Du 17 janvier au 8 mars, la Galerie Marian Goodman accueille la première exposition parisienne d’envergure dédiée à l’œuvre de Gerard & Kelly. Intitulée Bardo, l’exposition est imaginée comme une expérience temporelle et multisensorielle autour de l’hybridité. Elle présente une nouvelle série d’œuvres issues de la recherche du duo d’artistes sur l’histoire, l’architecture et la sexualité.
© Galerie Marian Goodman – Gerard & Kelly, E for Eileen, 2023
Dans le bouddhisme tibétain, le bardo désigne l’état transitoire entre la mort et la renaissance, durant lequel la conscience connaît de profondes mutations. L’exposition de Gerard & Kelly est une exploration de ce thème, autour de 3 figures historiques symboliquement ou ouvertement queer : Eileen Gray, Pesellino et Julius Eastman.
© Galerie Marian Goodman – Gerard & Kelly – photographie Rebecca Fanuele, Vue de l’exposition
La figure emblématique et insaisissable d’Eileen Gray (1978-1976), est mise à l’honneur dans une installation plastique et cinématographique. La galerie présente ingénieusement la lampe Pailla de façon à ce qu’elle guide le visiteur jusqu’au sous-sol, où est projeté E for Eileen (2023), fiction intégralement tournée dans la villa E-1027. Véritable ode à l’une des rares architectes femmes reconnues de la Modernité, le film met en scène deux amant.e.s d’Eileen Gray, l’architecte et critique Jean Badovici et la chanteuse de music-halls Damia ; l’occasion d’interroger la manière d’habiter et d’évoluer dans une architecture moderne. Pour appréhender cette projection, un module d’assise reprenant en négatif le solarium de la villa est disposé au centre de l’espace d’exposition. D’autres installations, “light-box”, conçues à partir des archives de l’architecte, jettent une nouvelle lumière sur l’œuvre de Gray.
© Galerie Marian Goodman – Gerard & Kelly, Glory Hole, 2025
Plus loin, c’est sur l’artiste florentin Francesco di Stefano di Pesellino (1422-1457) que le duo pose son regard. Peintre des Médicis, connu et reconnu de son vivant, avant de mourir prématurément de la peste, Pesellino retrouve ici la lumière. Dans Glory Hole (2025), inspiré par le Saint-François d’Assise recevant les stigmates de Pesellino, la tête du Saint devient boule à facette, référence iconique au disco et au monde de la nuit. En alliant ainsi le sacré et le profane, les artistes mettent en valeur une œuvre de tous les possibles comme lieu de développement du bardo.
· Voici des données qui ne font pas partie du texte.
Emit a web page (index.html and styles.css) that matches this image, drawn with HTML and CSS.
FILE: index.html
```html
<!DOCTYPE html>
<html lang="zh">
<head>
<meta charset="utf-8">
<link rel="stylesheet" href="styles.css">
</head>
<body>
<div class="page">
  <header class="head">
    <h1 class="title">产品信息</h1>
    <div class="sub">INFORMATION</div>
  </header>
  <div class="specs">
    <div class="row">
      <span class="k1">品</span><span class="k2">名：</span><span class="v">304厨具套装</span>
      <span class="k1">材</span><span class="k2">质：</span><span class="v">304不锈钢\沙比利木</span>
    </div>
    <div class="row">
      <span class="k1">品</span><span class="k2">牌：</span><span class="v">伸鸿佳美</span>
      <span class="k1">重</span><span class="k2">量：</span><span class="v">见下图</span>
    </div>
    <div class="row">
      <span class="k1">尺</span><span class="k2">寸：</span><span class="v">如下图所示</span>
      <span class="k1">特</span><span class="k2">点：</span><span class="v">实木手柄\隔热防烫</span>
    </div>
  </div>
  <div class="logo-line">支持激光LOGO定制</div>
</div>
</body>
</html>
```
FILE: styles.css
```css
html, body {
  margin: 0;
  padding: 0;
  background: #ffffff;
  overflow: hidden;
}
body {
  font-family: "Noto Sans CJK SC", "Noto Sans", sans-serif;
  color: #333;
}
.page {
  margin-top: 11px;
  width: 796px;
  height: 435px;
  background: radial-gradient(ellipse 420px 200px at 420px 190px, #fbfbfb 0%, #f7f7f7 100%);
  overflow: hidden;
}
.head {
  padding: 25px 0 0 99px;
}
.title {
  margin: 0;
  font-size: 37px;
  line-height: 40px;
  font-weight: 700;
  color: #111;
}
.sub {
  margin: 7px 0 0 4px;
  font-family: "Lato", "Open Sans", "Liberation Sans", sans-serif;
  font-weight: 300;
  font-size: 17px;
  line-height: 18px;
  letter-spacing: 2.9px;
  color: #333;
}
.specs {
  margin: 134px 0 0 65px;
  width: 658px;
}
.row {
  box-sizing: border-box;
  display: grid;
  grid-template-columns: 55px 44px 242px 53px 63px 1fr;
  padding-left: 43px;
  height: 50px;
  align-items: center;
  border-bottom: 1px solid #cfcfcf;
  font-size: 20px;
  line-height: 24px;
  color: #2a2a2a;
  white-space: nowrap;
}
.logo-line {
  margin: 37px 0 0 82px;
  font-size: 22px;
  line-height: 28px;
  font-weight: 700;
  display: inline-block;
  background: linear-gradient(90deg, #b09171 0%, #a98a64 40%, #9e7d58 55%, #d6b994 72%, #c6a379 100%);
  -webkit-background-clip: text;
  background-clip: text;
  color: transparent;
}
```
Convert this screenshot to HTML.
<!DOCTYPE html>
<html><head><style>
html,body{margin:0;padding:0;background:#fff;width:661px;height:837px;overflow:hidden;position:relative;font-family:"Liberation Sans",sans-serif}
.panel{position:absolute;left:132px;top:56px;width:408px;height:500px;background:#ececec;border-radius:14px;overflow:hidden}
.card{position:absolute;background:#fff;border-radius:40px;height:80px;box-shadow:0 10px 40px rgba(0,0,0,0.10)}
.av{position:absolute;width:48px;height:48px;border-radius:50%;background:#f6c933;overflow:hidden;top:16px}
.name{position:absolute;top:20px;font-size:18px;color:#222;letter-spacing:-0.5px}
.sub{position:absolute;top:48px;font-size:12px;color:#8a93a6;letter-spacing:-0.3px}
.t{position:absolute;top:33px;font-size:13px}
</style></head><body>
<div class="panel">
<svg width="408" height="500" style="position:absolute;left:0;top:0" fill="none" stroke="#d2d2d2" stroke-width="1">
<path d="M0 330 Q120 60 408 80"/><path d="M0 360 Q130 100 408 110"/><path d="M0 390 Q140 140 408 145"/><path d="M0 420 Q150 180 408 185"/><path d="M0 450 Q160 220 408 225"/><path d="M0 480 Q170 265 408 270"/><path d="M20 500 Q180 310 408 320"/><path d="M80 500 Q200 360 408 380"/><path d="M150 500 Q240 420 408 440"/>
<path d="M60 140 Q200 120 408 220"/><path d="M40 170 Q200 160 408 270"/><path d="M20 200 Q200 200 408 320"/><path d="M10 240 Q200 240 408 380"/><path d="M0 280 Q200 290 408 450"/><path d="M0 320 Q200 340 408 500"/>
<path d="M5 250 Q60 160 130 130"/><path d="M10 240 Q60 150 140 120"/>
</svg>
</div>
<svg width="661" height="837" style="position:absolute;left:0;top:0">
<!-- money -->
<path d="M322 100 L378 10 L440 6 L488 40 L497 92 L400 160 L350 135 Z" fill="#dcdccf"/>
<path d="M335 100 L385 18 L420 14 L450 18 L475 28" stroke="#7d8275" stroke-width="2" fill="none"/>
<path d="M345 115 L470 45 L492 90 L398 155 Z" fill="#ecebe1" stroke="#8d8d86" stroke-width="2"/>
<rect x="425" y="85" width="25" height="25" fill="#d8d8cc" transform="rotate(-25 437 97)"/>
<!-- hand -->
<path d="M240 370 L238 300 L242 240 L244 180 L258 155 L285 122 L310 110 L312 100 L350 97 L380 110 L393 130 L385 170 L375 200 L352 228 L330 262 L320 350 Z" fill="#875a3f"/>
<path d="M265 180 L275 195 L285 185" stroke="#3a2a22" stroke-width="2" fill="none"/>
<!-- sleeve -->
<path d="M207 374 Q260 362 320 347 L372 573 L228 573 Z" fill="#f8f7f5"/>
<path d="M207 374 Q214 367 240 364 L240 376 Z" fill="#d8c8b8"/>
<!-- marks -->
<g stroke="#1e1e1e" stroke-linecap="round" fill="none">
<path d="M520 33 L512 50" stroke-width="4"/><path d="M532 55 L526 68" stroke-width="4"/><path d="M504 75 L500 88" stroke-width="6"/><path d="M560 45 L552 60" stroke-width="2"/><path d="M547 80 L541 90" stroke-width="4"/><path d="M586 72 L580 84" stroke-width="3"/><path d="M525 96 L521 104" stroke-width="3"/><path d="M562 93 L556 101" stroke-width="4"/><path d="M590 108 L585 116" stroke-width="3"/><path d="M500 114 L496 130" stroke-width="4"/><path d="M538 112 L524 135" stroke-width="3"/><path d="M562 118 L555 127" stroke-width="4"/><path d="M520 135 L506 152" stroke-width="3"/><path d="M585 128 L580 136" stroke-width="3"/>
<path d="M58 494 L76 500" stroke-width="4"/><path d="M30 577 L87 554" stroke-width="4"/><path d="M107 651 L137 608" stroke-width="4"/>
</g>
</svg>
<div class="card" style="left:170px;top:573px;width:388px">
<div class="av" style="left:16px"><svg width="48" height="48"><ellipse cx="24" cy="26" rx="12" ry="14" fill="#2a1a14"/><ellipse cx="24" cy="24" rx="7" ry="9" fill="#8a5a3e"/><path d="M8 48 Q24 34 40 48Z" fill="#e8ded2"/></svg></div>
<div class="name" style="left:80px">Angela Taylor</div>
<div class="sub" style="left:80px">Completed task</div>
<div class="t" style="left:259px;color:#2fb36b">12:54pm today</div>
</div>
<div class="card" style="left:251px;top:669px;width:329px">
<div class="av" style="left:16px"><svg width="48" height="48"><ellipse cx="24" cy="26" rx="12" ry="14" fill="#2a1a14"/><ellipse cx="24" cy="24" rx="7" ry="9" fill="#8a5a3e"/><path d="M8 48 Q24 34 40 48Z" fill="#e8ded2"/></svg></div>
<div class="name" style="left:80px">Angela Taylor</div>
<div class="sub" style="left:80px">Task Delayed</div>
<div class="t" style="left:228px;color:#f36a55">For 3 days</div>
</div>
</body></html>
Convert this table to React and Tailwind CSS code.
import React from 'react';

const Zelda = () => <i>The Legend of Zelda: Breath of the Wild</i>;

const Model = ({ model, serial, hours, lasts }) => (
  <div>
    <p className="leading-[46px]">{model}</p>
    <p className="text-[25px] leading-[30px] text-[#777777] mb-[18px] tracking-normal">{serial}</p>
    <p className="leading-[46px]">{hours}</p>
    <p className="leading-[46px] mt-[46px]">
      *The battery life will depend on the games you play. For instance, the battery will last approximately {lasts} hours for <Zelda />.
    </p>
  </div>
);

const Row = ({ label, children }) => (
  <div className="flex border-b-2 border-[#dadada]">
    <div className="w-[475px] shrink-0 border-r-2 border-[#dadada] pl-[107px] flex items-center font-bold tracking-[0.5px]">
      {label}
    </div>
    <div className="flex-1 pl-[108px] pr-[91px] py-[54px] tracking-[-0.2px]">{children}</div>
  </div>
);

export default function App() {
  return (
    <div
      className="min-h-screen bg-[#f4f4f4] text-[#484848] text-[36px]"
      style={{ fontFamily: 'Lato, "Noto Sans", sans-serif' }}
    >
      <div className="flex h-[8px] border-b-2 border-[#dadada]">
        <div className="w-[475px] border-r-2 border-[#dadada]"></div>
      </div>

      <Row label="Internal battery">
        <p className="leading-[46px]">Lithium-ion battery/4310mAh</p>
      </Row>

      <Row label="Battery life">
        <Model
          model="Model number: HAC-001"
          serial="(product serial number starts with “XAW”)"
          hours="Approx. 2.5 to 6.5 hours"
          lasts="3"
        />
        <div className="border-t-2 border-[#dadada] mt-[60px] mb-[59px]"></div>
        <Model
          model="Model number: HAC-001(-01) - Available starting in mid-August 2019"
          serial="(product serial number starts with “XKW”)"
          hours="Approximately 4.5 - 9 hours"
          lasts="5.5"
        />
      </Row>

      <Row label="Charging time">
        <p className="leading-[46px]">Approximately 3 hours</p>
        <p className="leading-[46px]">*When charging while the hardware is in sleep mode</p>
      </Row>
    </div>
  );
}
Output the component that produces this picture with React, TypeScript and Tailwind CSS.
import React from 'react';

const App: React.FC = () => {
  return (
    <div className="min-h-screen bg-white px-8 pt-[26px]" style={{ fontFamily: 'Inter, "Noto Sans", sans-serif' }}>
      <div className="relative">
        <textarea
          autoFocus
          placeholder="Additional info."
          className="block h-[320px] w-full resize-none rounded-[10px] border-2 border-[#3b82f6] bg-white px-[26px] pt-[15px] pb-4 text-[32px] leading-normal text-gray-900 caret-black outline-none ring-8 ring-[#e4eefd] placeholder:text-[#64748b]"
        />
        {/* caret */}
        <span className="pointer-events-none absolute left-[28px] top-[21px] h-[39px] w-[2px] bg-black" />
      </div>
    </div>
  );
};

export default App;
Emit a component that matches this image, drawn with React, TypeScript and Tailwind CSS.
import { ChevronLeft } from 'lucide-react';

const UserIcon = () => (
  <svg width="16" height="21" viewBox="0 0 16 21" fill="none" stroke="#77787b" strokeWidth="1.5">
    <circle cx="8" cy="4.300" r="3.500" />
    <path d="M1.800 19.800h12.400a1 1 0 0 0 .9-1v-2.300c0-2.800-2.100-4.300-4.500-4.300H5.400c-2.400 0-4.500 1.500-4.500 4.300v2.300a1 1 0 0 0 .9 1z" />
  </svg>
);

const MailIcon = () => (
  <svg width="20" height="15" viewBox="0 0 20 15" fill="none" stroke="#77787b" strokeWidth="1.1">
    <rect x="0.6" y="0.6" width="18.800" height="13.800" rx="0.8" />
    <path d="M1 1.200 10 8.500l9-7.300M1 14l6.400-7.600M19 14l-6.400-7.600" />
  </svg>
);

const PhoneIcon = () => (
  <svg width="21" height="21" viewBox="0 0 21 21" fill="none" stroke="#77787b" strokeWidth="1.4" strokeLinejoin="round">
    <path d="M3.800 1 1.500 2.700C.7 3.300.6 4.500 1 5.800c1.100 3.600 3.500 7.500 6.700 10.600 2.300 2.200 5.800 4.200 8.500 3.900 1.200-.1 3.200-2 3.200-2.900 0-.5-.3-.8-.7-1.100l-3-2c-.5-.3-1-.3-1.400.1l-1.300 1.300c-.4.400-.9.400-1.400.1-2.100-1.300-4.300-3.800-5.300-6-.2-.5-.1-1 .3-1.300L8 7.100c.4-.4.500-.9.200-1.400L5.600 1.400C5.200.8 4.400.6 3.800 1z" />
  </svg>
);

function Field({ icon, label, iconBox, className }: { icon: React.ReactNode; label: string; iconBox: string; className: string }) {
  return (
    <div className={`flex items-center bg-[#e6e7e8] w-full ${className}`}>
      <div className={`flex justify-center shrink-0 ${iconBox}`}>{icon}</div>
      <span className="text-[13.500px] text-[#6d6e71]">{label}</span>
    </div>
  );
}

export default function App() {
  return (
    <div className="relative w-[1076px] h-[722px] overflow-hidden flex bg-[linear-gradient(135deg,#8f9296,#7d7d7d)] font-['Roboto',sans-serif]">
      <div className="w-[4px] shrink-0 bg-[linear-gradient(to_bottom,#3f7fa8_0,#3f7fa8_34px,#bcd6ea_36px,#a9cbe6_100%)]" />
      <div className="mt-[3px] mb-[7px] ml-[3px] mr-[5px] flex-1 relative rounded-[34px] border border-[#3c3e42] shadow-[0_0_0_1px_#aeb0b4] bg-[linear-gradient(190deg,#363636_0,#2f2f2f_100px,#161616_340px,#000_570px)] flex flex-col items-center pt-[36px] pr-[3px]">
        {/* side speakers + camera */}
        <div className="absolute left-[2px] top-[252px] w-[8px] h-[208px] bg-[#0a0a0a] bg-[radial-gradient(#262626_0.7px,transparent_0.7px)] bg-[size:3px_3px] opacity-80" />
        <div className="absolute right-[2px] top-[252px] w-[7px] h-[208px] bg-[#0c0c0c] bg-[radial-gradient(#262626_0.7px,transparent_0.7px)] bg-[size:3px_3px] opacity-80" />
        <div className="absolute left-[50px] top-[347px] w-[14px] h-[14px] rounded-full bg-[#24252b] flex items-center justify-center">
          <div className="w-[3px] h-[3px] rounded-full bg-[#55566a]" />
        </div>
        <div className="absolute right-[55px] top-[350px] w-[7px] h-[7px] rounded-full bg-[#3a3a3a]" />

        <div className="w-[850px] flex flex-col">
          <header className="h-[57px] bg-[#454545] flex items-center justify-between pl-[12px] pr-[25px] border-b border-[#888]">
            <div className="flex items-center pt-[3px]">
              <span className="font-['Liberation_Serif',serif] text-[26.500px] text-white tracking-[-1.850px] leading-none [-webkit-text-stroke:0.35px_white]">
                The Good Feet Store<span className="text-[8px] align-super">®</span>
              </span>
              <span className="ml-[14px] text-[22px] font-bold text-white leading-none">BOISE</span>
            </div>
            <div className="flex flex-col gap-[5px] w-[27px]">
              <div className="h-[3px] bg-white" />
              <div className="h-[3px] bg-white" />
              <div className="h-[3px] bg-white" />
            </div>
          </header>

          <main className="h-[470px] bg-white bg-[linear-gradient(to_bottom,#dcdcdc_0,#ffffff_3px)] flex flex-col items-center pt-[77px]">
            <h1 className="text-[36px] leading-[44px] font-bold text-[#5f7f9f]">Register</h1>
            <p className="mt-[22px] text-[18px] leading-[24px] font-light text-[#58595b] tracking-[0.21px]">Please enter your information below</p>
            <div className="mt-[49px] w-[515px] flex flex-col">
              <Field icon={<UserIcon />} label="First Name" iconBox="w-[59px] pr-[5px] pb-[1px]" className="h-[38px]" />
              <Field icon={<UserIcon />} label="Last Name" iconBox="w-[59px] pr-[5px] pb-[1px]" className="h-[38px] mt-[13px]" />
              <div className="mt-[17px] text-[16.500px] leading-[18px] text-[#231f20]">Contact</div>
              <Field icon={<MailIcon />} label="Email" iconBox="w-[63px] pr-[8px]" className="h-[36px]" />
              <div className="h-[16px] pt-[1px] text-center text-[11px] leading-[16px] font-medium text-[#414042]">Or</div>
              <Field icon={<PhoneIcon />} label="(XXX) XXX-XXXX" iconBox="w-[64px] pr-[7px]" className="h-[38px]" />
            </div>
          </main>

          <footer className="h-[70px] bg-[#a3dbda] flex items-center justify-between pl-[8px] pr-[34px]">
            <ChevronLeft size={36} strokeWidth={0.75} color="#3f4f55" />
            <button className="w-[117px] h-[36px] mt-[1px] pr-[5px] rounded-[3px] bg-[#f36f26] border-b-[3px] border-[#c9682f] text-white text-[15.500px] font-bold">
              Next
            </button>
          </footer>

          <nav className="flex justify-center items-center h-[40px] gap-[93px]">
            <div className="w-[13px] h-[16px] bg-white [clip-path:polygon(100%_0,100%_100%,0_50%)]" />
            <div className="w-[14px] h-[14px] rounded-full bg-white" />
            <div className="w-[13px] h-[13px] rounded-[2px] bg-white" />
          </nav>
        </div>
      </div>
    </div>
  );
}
© Galerie Marian Goodman – Gerard & Kelly, Glyphs VII, 2024
Le dernier chapitre met à l’honneur l’œuvre de Julius Eastman (1940-1990). Compositeur afro-américain, homosexuel, il est une figure active de la scène culturelle new-yorkaise des années 1970-80. A la cimaise, des fragments dorés de portées musicales, issues de ses créations, se combinent à des images sérigraphiées de danseurs des années 1980. Une forme de sacralité transparaît de ces compositions, qui convoquent l’art de l’enluminure des manuscrits médiévaux, tout en affirmant une dimension brute et plus prosaïque, par la présence de néons.
Gerard & Kelly
Exposés dans le monde entier, Gerard & Kelly, sont exposés dans les collections permanentes du musée Guggenheim de New-York, du LACMA de Los-Angeles, du FRAC Franche-Comté ou encore à Melbourne ; leurs œuvres et performances ont notamment pris place dans des biennales et expositions d’exception au Centre Pompidou, à la Fondation Maeght, au Getty Museum et au Palais de Tokyo. Le Carré d’art – Musée d’art contemporain de Nîmes, leur a consacré une exposition d’envergure en 2022.